*Recorded data*
━━━━━━━━━━━━━━━━

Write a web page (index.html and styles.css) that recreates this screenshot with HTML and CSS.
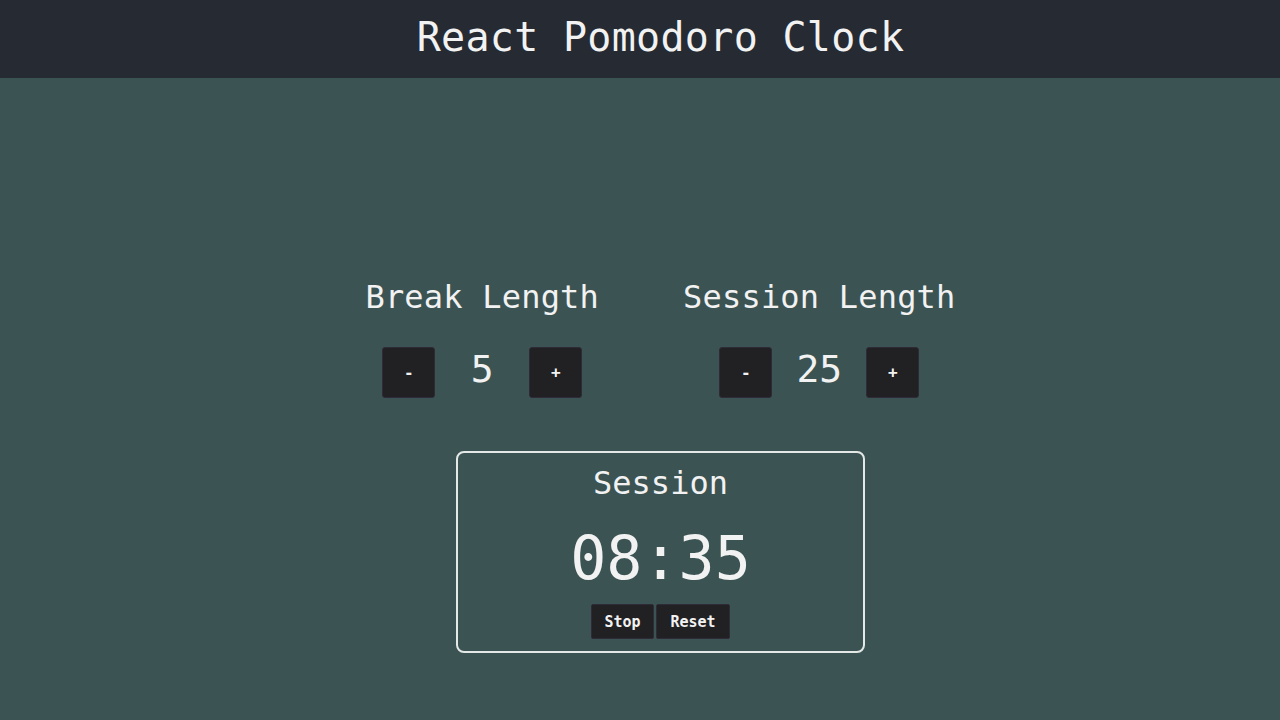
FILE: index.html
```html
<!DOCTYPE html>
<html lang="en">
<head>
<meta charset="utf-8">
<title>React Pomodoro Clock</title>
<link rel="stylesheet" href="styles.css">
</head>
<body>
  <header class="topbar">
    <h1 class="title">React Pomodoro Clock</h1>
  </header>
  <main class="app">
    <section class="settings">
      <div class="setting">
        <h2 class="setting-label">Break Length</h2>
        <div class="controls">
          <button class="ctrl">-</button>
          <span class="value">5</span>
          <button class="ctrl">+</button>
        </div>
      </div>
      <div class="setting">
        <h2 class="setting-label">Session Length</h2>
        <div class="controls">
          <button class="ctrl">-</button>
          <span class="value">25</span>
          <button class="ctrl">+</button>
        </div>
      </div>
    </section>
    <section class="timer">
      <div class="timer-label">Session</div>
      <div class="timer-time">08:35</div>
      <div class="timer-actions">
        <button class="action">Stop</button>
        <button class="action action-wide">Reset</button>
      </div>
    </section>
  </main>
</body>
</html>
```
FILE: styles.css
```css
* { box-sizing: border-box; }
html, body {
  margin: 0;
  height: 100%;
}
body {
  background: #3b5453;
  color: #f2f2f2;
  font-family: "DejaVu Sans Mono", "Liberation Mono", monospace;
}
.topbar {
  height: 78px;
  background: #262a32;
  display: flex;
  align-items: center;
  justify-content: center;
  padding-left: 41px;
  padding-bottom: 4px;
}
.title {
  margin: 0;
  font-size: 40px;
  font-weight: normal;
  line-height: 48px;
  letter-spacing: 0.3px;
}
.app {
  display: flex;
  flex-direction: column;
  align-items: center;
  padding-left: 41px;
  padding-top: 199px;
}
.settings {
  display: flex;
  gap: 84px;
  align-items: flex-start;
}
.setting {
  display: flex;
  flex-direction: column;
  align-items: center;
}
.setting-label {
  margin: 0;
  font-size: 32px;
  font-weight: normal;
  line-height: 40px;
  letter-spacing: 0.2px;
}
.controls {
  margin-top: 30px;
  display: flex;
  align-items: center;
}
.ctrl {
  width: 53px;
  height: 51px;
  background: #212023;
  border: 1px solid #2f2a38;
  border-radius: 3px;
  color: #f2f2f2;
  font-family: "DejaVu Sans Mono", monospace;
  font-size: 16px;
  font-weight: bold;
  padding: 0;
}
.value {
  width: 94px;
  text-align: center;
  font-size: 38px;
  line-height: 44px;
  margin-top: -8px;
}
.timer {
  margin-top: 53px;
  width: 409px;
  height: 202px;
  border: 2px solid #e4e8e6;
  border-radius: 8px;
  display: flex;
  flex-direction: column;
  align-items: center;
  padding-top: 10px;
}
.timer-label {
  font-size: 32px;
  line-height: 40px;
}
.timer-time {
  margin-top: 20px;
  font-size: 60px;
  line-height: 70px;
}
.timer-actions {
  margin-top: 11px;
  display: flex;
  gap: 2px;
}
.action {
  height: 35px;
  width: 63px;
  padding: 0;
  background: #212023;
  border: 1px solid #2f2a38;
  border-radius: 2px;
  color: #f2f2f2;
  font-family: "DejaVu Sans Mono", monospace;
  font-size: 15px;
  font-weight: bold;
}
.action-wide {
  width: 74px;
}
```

━━━━━━━━━━━━━━━━

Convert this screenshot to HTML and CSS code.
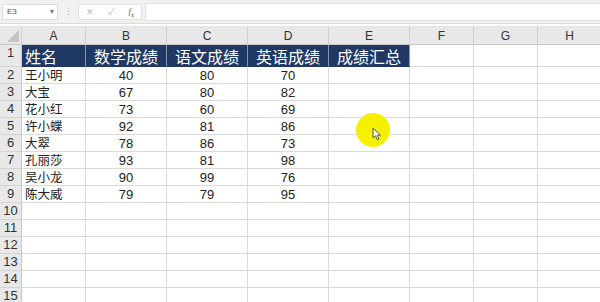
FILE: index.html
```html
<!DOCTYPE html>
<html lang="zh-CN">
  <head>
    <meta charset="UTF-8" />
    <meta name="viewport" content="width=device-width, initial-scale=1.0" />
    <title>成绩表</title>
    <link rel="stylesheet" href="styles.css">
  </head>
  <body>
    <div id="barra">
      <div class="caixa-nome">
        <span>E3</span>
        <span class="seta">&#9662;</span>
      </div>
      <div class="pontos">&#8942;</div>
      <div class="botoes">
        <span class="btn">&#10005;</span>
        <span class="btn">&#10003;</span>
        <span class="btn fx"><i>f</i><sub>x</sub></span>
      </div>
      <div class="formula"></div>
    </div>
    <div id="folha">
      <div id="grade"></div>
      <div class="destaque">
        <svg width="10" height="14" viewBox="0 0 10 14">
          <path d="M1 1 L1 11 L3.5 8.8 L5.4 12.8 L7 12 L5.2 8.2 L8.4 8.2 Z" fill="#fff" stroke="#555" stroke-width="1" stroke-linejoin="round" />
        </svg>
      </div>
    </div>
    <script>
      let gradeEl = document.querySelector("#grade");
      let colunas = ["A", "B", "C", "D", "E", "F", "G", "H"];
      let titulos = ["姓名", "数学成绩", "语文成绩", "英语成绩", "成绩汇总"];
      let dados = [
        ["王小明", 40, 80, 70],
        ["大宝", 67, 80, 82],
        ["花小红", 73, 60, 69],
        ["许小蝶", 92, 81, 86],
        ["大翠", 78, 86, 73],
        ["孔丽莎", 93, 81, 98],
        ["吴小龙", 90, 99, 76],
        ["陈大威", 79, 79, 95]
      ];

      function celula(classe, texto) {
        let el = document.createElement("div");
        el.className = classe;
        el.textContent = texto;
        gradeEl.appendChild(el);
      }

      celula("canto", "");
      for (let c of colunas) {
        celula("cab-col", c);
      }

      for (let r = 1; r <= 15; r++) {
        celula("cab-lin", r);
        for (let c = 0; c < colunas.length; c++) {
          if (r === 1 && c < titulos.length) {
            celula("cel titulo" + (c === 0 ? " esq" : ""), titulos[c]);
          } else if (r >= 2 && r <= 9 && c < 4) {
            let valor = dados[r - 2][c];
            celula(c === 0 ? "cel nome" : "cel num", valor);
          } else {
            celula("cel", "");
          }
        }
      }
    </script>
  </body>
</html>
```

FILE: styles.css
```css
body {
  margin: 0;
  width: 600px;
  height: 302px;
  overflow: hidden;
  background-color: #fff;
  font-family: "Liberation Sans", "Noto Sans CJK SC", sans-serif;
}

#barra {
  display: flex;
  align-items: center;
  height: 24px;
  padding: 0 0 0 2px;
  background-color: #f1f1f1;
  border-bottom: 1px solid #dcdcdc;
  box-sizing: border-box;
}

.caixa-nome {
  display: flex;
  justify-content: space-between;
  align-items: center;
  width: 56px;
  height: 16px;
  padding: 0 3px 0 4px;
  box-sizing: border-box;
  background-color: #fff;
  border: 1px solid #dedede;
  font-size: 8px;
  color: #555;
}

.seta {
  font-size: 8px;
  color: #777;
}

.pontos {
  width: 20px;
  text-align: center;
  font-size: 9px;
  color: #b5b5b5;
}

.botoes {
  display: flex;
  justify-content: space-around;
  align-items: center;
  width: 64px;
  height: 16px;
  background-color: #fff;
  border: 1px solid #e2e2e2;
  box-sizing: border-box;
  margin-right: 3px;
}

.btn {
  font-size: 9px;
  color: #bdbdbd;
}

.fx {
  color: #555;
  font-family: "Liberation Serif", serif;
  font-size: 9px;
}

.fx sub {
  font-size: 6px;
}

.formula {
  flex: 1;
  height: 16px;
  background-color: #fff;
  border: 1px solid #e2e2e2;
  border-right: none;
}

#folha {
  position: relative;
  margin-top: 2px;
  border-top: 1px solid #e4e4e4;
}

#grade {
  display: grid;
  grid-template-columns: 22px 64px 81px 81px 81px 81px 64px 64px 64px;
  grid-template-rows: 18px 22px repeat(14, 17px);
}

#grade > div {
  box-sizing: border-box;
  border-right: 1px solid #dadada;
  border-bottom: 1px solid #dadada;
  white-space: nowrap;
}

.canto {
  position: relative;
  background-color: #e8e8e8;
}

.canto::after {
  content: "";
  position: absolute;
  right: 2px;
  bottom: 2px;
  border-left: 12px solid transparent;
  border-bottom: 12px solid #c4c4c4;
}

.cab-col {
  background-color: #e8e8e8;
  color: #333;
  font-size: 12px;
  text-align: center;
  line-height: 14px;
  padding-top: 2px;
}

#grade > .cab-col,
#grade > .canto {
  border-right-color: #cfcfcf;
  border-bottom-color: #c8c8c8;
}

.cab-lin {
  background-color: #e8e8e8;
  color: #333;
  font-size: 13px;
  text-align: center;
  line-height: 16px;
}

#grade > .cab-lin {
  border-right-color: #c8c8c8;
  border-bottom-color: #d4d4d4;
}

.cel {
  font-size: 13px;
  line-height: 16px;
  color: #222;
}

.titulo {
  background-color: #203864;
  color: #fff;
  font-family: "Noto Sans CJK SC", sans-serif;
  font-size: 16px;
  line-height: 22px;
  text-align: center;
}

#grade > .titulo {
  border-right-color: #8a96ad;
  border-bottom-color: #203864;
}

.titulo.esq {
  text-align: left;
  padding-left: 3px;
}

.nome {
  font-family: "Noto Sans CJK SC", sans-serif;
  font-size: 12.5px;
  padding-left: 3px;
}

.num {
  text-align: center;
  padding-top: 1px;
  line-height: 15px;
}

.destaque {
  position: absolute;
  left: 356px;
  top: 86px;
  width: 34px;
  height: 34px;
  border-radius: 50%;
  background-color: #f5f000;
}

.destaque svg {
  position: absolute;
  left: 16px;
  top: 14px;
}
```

━━━━━━━━━━━━━━━━

*Required work*
Using the records above, gather all lines where the string "styles" is present.

*Reply*
Write a web page (index.html and styles.css) that recreates this screenshot with HTML and CSS.
<link rel="stylesheet" href="styles.css">
FILE: styles.css
    <link rel="stylesheet" href="styles.css">
FILE: styles.css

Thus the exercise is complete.